Upgrade to PHP 5.6.25 on CentOS7

Hi there,

I installed Virtualmin on CentOS7. I installed PHP 5.6 with the following commands:

# yum install scl-utils
# wget -Uvh https://www.softwarecollections.org/repos/rhscl/rh-php56/epel-7-x86_64/noarch/rhscl-rh-php56-epel-7-x86_64.noarch.rpm
# yum install rhscl-rh-php56-*.noarch.rpm
# yum install rh-php56
# yum install rh-php56-php-mysqlnd rh-php56-php-gd rh-php56-php-xmlrpc rh-php56-php-bcmath rh-php56-php-mbstring rh-php56-php-pecl-xdebug rh-php56-php-pspell rh-php56-php-soap rh-php56-php-intl rh-php56-php-pecl-jsonc-debuginfo rh-php56-php-recode
# scl enable rh-php56 bash
# ln -s /opt/rh/rh-php56 /opt/rh/php56

But it installed PHP 5.6.5 and I need 5.6.24 for a PCI Compliance (Security Standards).
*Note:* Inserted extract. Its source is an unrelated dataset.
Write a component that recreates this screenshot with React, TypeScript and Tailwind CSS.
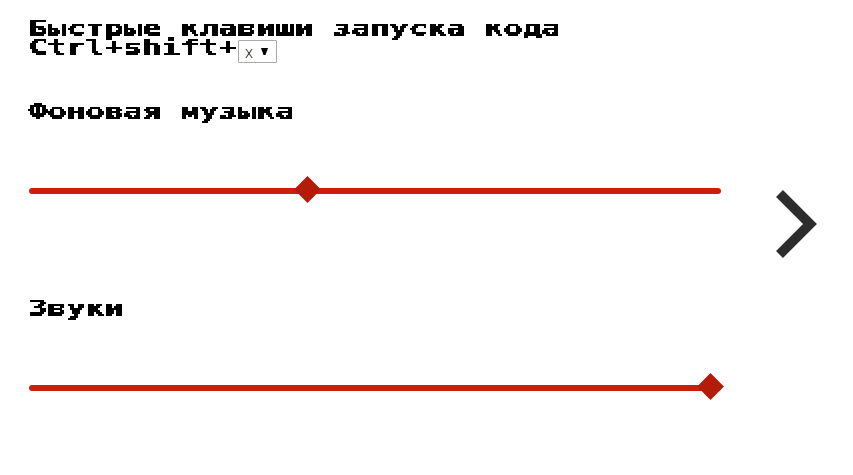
import type { ReactNode } from 'react';

function PixelText({ children }: { children: ReactNode }) {
  return (
    <div className="h-[19px] w-max min-w-full [filter:url(#pixelate)]">
      <span className="block h-[19px] w-max origin-left scale-x-[1.4347] whitespace-pre font-['DejaVu_Sans_Mono','Liberation_Mono',monospace] text-[22px] leading-[19px] font-bold text-black [-webkit-text-stroke:0.4px_black]">
        {children}
      </span>
    </div>
  );
}

function Slider({ value }: { value: number }) {
  return (
    <div className="ml-[1px] flex h-[28px] w-[692px] items-center">
      <div className="relative h-[6px] w-full rounded-full bg-[#c9200b]">
        <div
          className="absolute top-[-8px] size-[19px] rotate-45 bg-[#b51b09]"
          style={{ left: `${value}px` }}
        />
      </div>
    </div>
  );
}

export default function App() {
  return (
    <main className="flex h-[475px] w-[853px] overflow-hidden bg-white">
      <svg className="absolute size-0" aria-hidden="true">
        <filter
          id="pixelate"
          filterUnits="userSpaceOnUse"
          primitiveUnits="userSpaceOnUse"
          x="-4"
          y="-4"
          width="720"
          height="30"
        >
          {/* Keep one sample per 2x2 cell, then spread it over the cell */}
          <feFlood x="0" y="0" width="1" height="1" floodColor="#000" result="cell" />
          <feOffset in="cell" x="0" y="0" width="2" height="2" dx="0" dy="0" result="cell2" />
          <feTile in="cell2" result="grid" />
          <feComposite in="SourceGraphic" in2="grid" operator="in" result="samples" />
          <feOffset in="samples" dx="1" dy="0" result="right" />
          <feMerge result="row">
            <feMergeNode in="samples" />
            <feMergeNode in="right" />
          </feMerge>
          <feOffset in="row" dx="0" dy="-1" result="above" />
          <feMerge>
            <feMergeNode in="row" />
            <feMergeNode in="above" />
          </feMerge>
          <feComponentTransfer>
            <feFuncA type="discrete" tableValues="0 1" />
          </feComponentTransfer>
        </filter>
      </svg>
      <section className="flex w-[747px] flex-col pl-[28px] pt-[19px]">
        <PixelText>Быстрые клавиши запуска кода</PixelText>
        <div className="flex h-[25px] items-start">
          <div className="w-[210px]">
            <PixelText>Ctrl+shift+</PixelText>
          </div>
          <button className="mt-[2px] flex h-[23px] w-[39px] items-center rounded-[1px] border border-[#a9a9a9] bg-white pl-[6px] text-black">
            <span className="w-[8px] font-['Open_Sans','Liberation_Sans',sans-serif] text-[16px] leading-[20px] font-light">x</span>
            <svg className="mb-[1px] ml-[8px] h-[7px] w-[8px]" viewBox="0 0 8 7">
              <path d="M0 0H7L4.5 7H2.5Z" fill="#000" />
            </svg>
          </button>
        </div>
        <div className="mt-[39px]">
          <PixelText>Фоновая музыка</PixelText>
        </div>
        <div className="mt-[56px]">
          <Slider value={269} />
        </div>
        <div className="mt-[94px]">
          <PixelText>Звуки</PixelText>
        </div>
        <div className="mt-[56px]">
          <Slider value={672} />
        </div>
      </section>
      <button className="ml-[29px] mt-[190px] h-[68px] w-[41px]" aria-label="Вперёд">
        <svg className="block h-[68px] w-[41px]" viewBox="0 0 41 68">
          <path d="M3.5 3.5L34 34L3.5 64.5" fill="none" stroke="#2c2c2c" strokeWidth="9.8" />
        </svg>
      </button>
    </main>
  );
}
Is there any way to install it? Or have I to uninstall Virtualmin?

Thanks!

Regards, Lisandro.

Thu, 11/24/2016 - 07:38
hescominsoon

Many pci auditors do not know anything but regulations. What you have to do is educate the auditor about centos. The version number is not the means of security evaluation on an Enterprise distribution like Centos. virtualmin does not provide the php packages Centos does. Despite the "low" version number RedHat(which Centos is based off of) does something called backporting. All security fixes from the latest 5.6.x are backported into whatever version is being presented. The pci auditor needs to research Centos(by extension RedHat), and you do as well, so you and the auditor can be fully informed as to how enterprise Linux works. Otherwise you will continue to get dinged on PCI for no reason other than a meaningless version number.